Wednesday, February 11, 2009

Blink.

So. I was happily reading this Racialicious post about some archived images from Jet and Ebony from the 50s and 60s, when these magazines actually mentioned LGBTQ African-Americans and in fact covered the drag balls in New York and Chicago. (The pictures are great, check it out.)

In the comments, people began discussing the question of why these magazines used to cover such things and now they don't. And then I hit this comment:

As you allude to in your post, during the Black Renaissance the LGBT community wasn’t just tolerated, we were a part of the community. I mean Zora and Langston were major players.

It’s just so sad that we haven’t continued along that trajectory of acceptance. Imagine where we’d be now

I had to read it twice. Because while I studied both Langston Hughes and Zora Neale Hurston in high school, nobody ever thought to mention to me that either of them might be anything but straight. And it has never come up since then, even though they as writers have certainly cropped up.

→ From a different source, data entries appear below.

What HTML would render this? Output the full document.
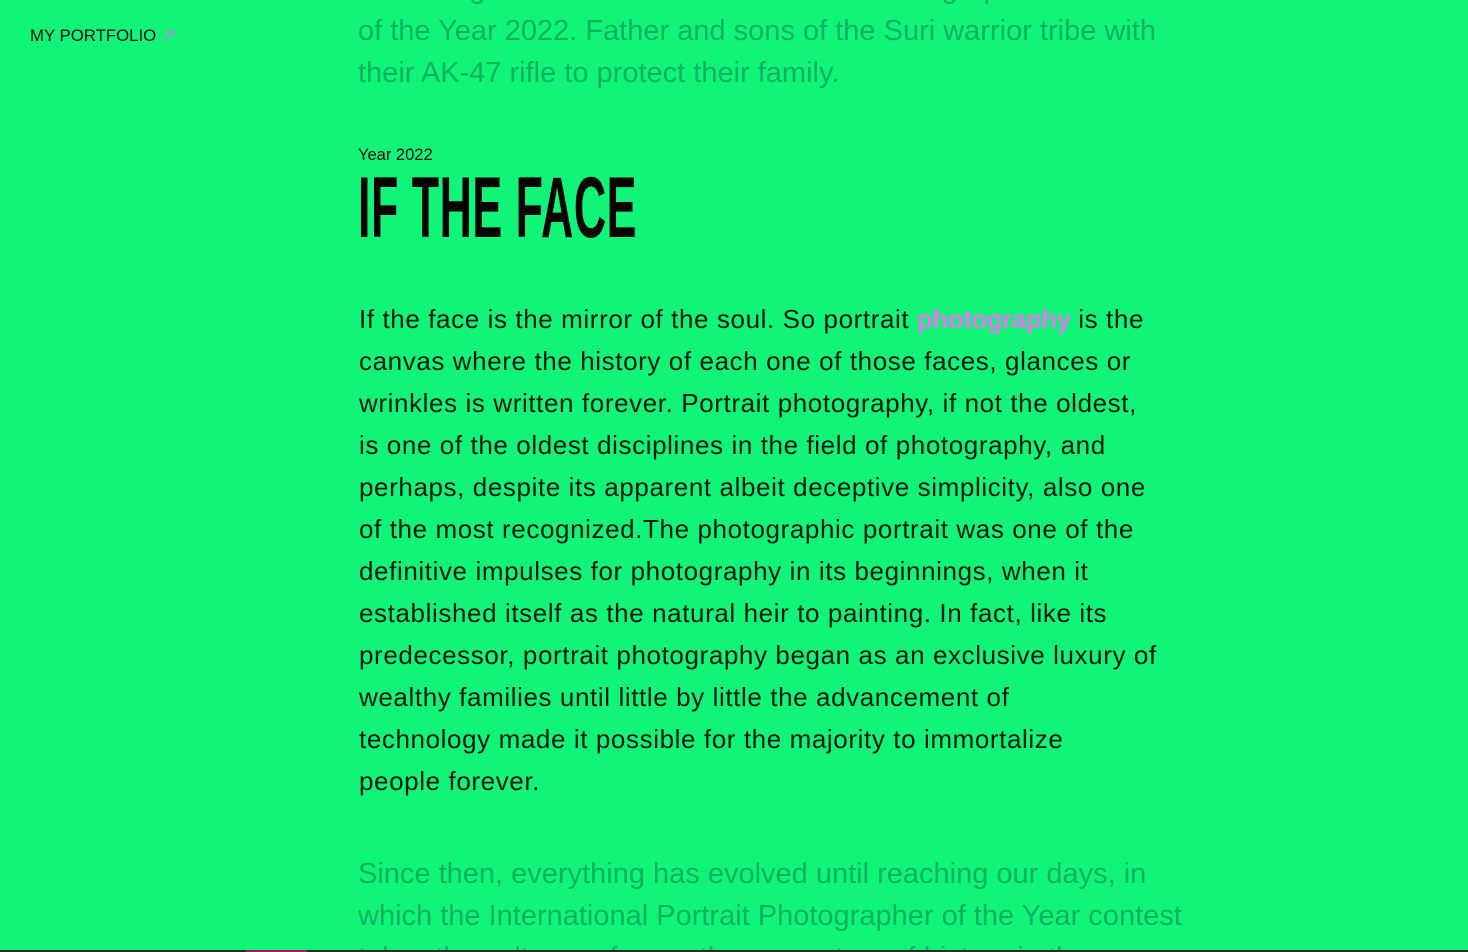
<!DOCTYPE html>
<html><head><style>
html,body{margin:0;padding:0;width:1468px;height:952px;overflow:hidden;background:#10f578;position:relative;font-family:"Liberation Sans",sans-serif}
.nav{position:absolute;left:30px;top:25px;font-size:16.8px;color:#111}
.nav span{color:#d86ef0;font-size:18px}
.fade{position:absolute;left:358px;font-size:29px;line-height:42px;color:#0cb261;white-space:nowrap}
.year{position:absolute;left:358px;top:146px;font-size:16.5px;color:#111}
.h{position:absolute;left:358px;top:160px;font-size:86px;font-weight:bold;color:#000;transform:scaleX(0.52);transform-origin:left top;white-space:nowrap;line-height:96px;letter-spacing:1px}
.body{position:absolute;left:359px;top:298px;font-size:26px;line-height:42px;color:#0a1a10;white-space:nowrap;letter-spacing:0.6px}
.body .p{color:#dd7cf0;font-weight:bold;letter-spacing:-0.5px}
.bar{position:absolute;left:0;top:950px;width:1468px;height:2px;background:#2a2a2a}
.bar i{position:absolute;left:246px;width:61px;height:2px;background:#b0106e}
</style></head><body>
<div class="nav">MY PORTFOLIO <span>↗</span></div>
<div class="fade" style="top:-32px">their image as the International Portrait Photographer</div>
<div class="fade" style="top:10px">of the Year 2022. Father and sons of the Suri warrior tribe with<br>their AK-47 rifle to protect their family.</div>
<div class="year">Year 2022</div>
<div class="h">IF THE FACE</div>
<div class="body">If the face is the mirror of the soul. So portrait <span class="p">photography</span> is the<br>canvas where the history of each one of those faces, glances or<br>wrinkles is written forever. Portrait photography, if not the oldest,<br>is one of the oldest disciplines in the field of photography, and<br>perhaps, despite its apparent albeit deceptive simplicity, also one<br>of the most recognized.The photographic portrait was one of the<br>definitive impulses for photography in its beginnings, when it<br>established itself as the natural heir to painting. In fact, like its<br>predecessor, portrait photography began as an exclusive luxury of<br>wealthy families until little by little the advancement of<br>technology made it possible for the majority to immortalize<br>people forever.</div>
<div class="fade" style="top:853px">Since then, everything has evolved until reaching our days, in<br>which the International Portrait Photographer of the Year contest<br>takes the cultures of more than a century of history in the</div>
<div class="bar"><i></i></div>
</body></html>
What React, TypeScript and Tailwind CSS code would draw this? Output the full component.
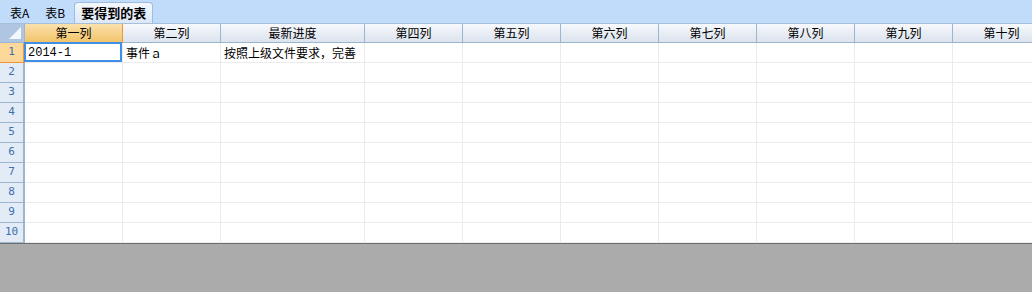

I did a couple quick Googles, as the kids say, and while clearly there's some doubt about Langston (though speculation seems to be sort of fun for people the way it is about Shakespeare), it seems like the case for Zora is more settled (though, interestingly, much less discussed). So, yes. There we have it.

And I am shocked. Not at their sexualities; at the fact that nobody ever saw fit to mention it. Black men and women who identify as LGBTQ have a tough enough time getting their intersectional identities recognized without having their communal histories erased. I can't help but ask why it was necessary to erase the gay identities of two such beloved luminaries of black literary history; and why the topic seems to be more acceptable to giggle over for the man than for the woman. (References to Hurston's lesbianism crop up almost exclusively in scholarly or literary works made by and/or for lesbians. It's enough to make a person storm the Wikipedia page.)

I'm sure part of this is that I haven't delved into black literary history or the lives of any of its stars. I have to acknowledge the white privilege at work there--though part of it, honestly, is that I'm not very into ANY literary history--and I'm certainly glad that high school had me read what bits and pieces it did. But again, nobody mentioned it, and I am still mulling over the ramifications for my understanding of Their Eyes Were Watching God. Would that not have been worth discussing, given the protagonist's highly convoluted relationship to men as romantic partners, and to gender norms (by the end)? Or was that too "edgy" for the ninth grade? (Because teenage pregnancy and marriage, sexual abuse, death, violence, and slut-shaming are just squeaky clean.)

As commenter to the Racialicious post A.D. Nix wrote: that is some violent invisibility.